_Request_
Pull out every line with the word "table".

_Source excerpt_
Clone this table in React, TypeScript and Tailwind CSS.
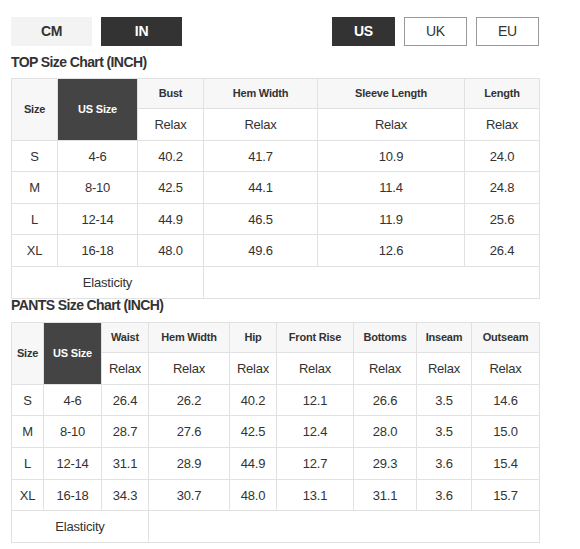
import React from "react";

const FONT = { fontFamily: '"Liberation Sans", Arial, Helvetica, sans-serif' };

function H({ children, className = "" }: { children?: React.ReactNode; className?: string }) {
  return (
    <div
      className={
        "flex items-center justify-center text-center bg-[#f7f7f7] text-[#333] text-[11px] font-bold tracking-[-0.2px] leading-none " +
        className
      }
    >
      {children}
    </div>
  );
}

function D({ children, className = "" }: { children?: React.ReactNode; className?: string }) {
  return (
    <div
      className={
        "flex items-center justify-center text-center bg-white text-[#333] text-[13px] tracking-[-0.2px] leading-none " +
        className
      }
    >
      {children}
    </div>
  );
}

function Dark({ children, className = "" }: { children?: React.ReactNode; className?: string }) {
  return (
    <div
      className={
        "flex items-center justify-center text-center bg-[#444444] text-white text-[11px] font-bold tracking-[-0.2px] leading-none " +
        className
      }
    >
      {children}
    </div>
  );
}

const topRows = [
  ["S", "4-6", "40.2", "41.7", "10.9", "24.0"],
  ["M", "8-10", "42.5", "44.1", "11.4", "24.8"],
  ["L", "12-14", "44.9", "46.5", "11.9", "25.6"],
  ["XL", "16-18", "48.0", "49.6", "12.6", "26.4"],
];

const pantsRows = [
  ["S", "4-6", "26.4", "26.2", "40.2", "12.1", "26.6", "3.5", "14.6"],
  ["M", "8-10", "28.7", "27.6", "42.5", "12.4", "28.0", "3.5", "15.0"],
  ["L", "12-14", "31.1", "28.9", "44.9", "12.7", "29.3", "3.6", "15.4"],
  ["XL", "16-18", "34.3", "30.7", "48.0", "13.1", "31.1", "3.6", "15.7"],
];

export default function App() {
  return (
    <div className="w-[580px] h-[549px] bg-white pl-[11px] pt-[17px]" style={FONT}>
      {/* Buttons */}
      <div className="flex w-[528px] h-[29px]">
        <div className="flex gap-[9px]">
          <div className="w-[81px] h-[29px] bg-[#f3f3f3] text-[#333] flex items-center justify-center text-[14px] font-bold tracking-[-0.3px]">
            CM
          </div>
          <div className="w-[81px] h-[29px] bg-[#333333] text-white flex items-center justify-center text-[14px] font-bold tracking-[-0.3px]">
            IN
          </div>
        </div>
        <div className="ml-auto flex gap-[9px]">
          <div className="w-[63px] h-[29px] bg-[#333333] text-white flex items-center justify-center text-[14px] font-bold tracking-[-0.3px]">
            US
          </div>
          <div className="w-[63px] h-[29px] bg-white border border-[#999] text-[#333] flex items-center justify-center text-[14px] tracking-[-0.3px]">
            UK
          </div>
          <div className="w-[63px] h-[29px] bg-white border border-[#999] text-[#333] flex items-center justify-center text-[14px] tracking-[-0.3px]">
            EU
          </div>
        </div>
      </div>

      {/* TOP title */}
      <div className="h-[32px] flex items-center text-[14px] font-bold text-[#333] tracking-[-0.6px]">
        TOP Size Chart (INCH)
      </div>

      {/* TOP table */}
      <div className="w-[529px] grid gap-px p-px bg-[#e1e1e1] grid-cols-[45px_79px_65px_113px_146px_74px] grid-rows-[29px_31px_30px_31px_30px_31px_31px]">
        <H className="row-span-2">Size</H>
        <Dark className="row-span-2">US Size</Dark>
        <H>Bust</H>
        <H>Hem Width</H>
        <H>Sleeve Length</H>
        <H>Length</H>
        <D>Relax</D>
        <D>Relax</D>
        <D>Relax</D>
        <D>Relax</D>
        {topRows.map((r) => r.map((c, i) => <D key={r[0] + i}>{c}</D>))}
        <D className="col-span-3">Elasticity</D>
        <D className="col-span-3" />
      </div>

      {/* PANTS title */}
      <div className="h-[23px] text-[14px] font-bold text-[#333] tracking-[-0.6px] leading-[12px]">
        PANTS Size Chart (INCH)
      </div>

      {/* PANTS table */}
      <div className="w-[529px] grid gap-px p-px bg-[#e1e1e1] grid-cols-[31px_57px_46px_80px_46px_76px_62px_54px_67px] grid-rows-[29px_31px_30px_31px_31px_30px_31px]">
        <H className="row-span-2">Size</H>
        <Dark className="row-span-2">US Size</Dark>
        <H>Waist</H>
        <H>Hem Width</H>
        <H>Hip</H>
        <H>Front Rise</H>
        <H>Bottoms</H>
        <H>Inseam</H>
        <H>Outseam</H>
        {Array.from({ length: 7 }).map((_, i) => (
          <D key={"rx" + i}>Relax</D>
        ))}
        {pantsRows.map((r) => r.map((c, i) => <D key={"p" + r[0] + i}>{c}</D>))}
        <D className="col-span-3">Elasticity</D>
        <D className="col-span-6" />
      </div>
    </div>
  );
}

_Response_
Clone this table in React, TypeScript and Tailwind CSS.
      {/* TOP table */}
      {/* PANTS table */}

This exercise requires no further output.